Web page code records
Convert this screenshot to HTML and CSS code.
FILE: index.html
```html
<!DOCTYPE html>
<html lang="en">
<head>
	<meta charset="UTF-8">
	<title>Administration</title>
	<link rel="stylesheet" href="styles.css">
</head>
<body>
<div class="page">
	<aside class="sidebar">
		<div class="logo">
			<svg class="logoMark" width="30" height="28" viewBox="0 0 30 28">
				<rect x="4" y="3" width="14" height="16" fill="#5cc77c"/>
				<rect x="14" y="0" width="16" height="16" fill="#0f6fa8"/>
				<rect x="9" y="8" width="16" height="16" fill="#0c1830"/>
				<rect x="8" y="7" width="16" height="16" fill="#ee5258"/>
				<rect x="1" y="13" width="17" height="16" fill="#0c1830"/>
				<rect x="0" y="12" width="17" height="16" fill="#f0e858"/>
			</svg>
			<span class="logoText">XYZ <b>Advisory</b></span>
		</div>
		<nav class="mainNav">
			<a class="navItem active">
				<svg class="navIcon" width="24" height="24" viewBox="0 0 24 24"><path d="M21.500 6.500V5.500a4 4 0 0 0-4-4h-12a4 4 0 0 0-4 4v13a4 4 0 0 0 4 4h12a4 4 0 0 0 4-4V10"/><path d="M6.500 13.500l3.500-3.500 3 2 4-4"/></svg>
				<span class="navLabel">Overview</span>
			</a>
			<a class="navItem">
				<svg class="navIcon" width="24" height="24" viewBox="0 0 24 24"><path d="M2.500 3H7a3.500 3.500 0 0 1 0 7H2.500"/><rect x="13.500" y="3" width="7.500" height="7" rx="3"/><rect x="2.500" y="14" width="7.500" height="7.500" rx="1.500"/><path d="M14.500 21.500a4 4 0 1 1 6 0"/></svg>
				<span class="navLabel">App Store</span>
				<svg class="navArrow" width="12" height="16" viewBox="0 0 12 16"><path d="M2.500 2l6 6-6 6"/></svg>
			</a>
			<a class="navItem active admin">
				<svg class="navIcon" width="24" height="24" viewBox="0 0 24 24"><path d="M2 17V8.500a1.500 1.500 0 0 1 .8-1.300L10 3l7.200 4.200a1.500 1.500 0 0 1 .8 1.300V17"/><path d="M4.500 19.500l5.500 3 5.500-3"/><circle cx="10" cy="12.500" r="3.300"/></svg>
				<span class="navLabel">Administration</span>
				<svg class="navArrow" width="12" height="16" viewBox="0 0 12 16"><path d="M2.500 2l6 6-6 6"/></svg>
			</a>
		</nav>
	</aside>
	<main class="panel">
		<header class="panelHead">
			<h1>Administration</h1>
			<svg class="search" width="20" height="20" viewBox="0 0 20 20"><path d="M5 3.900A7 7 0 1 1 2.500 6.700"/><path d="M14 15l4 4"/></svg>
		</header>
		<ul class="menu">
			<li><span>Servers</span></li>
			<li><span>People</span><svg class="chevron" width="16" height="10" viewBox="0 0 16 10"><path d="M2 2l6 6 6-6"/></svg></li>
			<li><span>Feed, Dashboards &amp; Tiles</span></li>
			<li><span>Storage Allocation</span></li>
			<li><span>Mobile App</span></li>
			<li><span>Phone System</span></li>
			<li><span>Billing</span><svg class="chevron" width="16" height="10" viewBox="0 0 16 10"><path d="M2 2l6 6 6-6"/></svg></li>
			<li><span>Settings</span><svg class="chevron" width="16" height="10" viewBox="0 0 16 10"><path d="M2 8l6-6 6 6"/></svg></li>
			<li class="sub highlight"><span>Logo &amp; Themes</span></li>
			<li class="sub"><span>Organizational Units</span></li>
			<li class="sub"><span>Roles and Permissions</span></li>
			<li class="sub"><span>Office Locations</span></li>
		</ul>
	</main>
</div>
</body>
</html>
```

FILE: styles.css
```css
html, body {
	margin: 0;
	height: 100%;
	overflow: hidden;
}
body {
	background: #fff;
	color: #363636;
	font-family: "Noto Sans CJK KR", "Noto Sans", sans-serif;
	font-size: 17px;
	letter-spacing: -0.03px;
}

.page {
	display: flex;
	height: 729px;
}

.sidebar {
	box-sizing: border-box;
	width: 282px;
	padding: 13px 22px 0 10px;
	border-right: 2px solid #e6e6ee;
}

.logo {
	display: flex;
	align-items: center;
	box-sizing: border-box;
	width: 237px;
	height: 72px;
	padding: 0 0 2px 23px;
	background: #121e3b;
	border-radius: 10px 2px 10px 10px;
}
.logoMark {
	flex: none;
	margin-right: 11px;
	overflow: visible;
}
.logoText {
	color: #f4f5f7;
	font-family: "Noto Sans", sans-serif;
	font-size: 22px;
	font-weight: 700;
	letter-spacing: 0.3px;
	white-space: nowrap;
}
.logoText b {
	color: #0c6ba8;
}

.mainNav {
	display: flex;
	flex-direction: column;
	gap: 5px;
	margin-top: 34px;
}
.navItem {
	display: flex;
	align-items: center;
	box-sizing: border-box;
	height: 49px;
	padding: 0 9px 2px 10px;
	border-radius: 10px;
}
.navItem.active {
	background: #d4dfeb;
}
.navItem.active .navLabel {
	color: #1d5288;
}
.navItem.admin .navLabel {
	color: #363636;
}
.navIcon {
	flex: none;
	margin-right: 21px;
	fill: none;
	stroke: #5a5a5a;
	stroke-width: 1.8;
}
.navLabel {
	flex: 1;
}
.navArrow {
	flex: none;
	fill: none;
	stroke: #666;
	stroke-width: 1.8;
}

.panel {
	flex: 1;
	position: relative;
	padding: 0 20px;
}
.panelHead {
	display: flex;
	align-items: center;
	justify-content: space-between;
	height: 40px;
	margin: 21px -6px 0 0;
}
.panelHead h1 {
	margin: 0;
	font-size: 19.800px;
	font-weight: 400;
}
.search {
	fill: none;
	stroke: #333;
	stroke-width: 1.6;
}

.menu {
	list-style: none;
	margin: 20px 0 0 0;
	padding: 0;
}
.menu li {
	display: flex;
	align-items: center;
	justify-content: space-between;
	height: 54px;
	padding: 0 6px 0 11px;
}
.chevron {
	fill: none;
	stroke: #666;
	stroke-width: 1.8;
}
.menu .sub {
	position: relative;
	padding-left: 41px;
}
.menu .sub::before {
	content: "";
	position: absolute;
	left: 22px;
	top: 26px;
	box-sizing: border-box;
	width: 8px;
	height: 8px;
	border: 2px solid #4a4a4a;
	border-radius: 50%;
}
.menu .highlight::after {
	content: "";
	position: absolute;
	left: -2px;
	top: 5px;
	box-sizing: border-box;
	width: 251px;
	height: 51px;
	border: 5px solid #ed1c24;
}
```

==

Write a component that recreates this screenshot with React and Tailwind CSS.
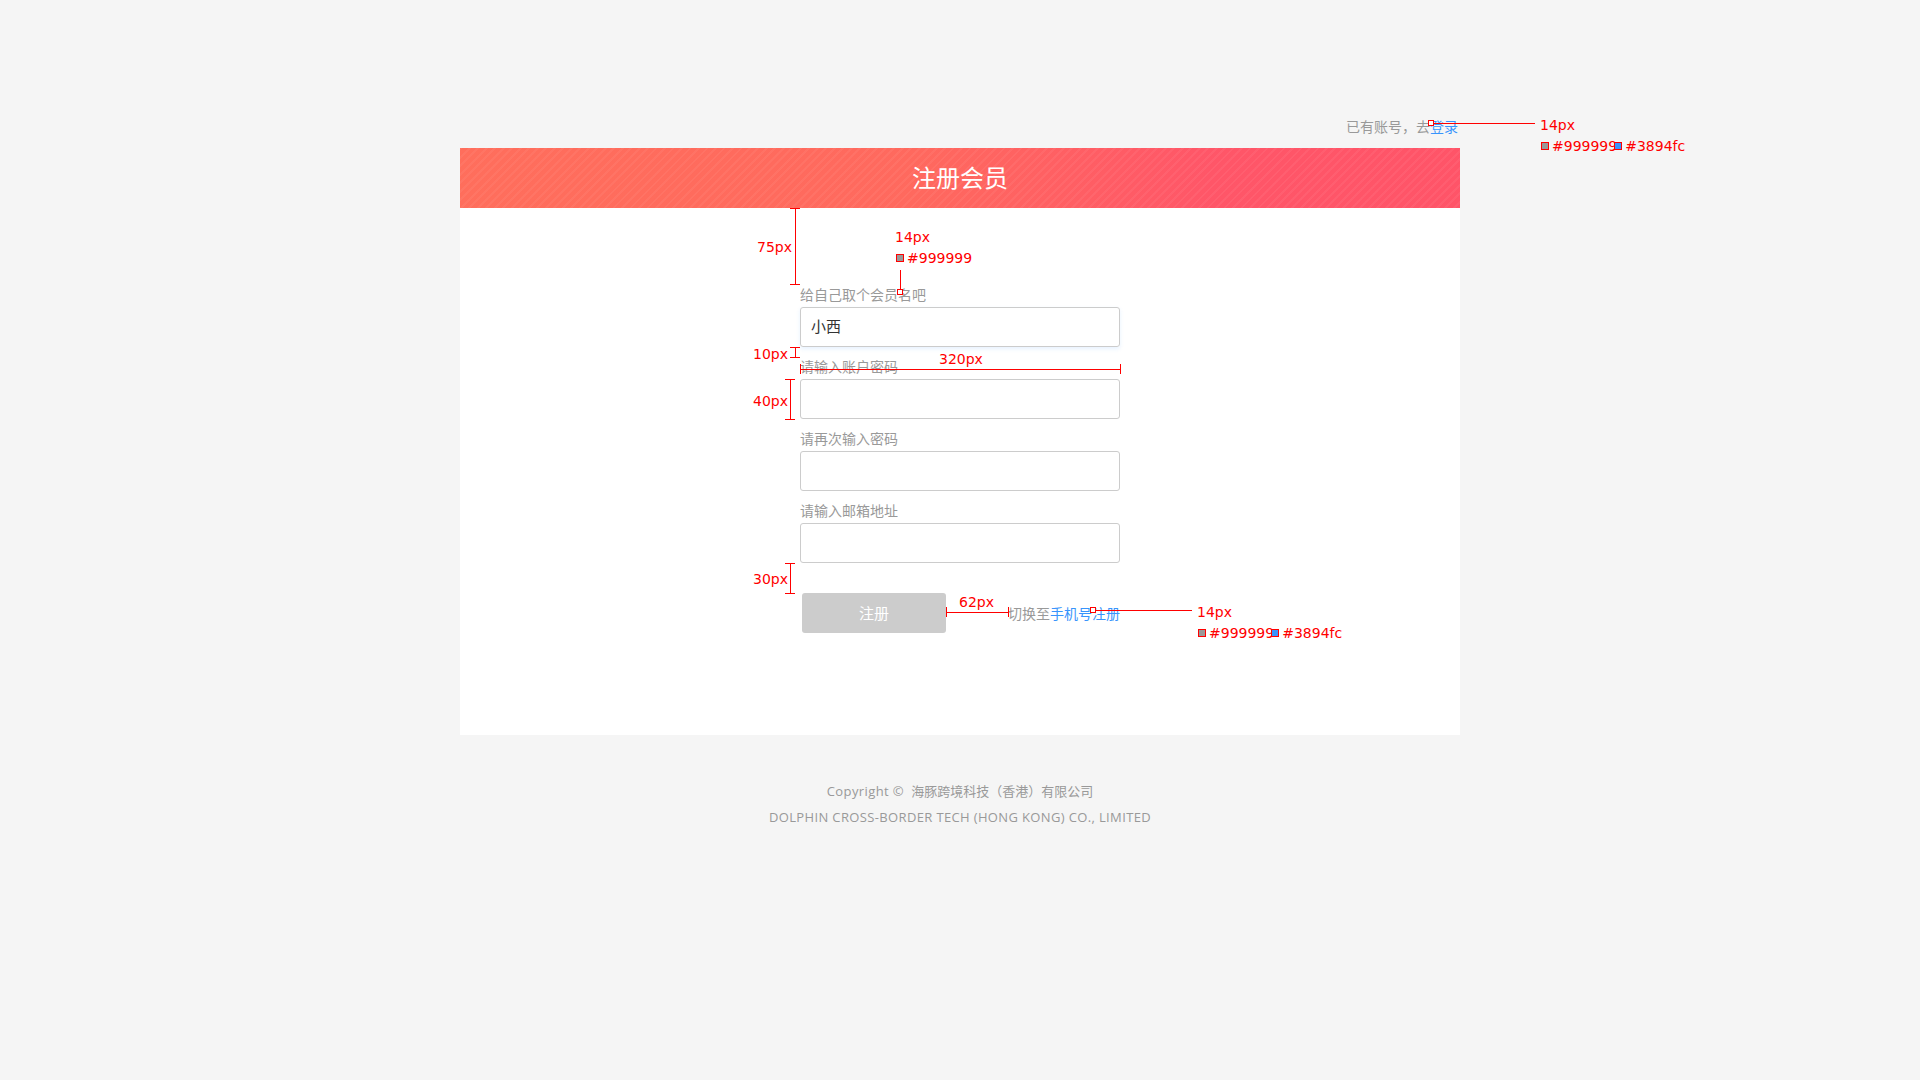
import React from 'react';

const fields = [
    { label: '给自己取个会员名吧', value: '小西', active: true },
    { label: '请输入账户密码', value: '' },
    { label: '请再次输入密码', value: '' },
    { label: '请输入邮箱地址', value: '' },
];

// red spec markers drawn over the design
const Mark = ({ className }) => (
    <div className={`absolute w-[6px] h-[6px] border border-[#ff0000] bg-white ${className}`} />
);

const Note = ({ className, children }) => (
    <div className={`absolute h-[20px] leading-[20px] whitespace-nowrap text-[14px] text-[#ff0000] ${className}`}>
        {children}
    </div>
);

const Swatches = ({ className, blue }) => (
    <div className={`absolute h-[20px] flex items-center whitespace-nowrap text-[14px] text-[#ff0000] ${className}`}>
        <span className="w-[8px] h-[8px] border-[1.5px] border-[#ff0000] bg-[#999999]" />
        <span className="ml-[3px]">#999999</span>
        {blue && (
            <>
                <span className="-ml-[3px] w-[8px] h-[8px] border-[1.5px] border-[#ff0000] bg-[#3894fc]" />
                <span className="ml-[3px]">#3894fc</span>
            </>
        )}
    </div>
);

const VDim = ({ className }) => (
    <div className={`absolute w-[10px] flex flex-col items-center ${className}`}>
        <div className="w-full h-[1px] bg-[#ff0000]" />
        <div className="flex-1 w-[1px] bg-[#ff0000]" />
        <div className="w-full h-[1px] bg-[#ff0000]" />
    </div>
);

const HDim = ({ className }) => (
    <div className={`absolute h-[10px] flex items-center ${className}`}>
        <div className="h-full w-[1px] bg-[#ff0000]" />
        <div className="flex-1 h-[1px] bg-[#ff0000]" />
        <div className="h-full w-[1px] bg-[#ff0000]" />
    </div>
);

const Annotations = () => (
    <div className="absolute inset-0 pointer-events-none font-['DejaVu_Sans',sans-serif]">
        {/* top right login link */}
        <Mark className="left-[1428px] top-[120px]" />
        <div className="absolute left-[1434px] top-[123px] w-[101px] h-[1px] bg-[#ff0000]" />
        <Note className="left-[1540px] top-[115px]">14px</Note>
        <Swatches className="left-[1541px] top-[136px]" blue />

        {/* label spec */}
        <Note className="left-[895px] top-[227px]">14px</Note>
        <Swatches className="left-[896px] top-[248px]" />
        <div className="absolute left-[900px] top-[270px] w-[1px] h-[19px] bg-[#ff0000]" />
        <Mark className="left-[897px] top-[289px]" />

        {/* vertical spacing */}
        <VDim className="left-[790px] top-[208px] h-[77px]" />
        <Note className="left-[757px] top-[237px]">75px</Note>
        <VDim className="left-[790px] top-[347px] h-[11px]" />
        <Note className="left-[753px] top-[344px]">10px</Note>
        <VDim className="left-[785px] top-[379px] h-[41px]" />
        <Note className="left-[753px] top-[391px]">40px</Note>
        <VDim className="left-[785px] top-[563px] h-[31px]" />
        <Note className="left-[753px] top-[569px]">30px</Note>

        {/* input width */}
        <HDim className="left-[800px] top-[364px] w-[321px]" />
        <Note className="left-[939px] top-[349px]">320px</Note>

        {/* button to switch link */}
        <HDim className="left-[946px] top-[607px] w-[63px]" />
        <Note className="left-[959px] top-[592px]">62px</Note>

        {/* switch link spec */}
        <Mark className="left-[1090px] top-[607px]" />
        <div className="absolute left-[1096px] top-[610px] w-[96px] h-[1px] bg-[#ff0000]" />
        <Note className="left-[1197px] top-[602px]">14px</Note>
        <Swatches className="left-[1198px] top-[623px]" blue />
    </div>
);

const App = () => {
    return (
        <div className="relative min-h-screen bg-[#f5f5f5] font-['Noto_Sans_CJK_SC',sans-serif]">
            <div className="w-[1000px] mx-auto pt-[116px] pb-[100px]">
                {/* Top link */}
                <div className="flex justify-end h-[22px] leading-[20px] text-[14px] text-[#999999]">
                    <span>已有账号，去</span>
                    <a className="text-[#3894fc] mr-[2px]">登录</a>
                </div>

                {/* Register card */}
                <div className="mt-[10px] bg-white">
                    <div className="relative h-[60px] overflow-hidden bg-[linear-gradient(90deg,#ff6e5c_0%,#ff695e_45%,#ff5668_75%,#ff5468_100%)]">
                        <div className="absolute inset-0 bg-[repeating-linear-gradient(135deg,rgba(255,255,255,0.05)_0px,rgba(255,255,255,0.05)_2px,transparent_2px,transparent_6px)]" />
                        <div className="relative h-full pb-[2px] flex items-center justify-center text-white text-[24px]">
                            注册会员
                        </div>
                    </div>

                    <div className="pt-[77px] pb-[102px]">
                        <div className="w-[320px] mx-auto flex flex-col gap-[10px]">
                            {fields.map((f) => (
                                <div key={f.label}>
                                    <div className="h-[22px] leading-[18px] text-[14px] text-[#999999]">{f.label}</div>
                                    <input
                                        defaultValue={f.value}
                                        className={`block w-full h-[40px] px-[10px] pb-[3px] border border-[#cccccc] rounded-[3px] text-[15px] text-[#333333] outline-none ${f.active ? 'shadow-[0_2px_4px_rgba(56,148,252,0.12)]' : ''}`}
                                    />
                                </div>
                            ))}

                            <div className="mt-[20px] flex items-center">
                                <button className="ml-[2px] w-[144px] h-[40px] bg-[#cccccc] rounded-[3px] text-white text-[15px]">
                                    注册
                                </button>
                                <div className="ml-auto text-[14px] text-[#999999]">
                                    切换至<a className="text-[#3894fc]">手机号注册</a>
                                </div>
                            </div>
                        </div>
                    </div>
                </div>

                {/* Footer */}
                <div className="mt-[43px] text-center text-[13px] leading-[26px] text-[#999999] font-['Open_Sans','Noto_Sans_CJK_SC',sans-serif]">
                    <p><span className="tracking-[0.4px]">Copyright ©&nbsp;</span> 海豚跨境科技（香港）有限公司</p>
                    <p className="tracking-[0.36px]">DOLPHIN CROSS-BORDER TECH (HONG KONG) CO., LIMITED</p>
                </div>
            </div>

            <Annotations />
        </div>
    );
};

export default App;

---

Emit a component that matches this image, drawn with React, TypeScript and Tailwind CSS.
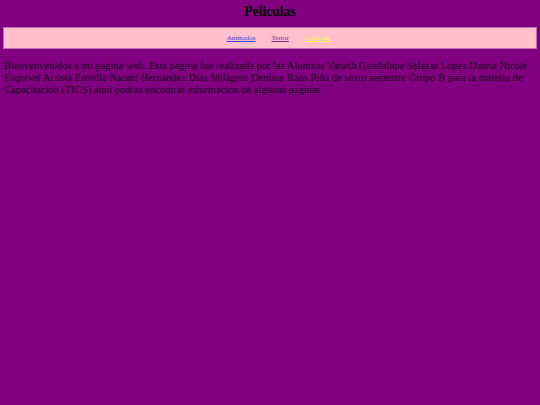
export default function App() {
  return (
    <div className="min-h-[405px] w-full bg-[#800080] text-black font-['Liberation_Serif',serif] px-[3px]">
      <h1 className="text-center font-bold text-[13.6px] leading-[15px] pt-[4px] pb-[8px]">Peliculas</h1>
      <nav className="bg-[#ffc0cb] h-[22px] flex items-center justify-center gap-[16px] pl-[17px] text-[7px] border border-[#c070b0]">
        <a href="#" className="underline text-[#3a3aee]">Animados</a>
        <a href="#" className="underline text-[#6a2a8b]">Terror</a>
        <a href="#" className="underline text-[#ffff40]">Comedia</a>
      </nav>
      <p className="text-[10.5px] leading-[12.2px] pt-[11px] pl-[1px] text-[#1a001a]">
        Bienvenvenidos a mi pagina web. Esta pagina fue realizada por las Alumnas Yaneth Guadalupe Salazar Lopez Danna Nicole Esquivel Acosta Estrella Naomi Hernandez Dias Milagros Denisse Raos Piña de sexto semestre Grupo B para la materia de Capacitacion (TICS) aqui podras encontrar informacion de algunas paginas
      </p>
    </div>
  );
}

Exercise description — Extract every line of the records above that contains the word "React".

Solution for this problem —
Write a component that recreates this screenshot with React and Tailwind CSS.
import React from 'react';
Emit a component that matches this image, drawn with React, TypeScript and Tailwind CSS.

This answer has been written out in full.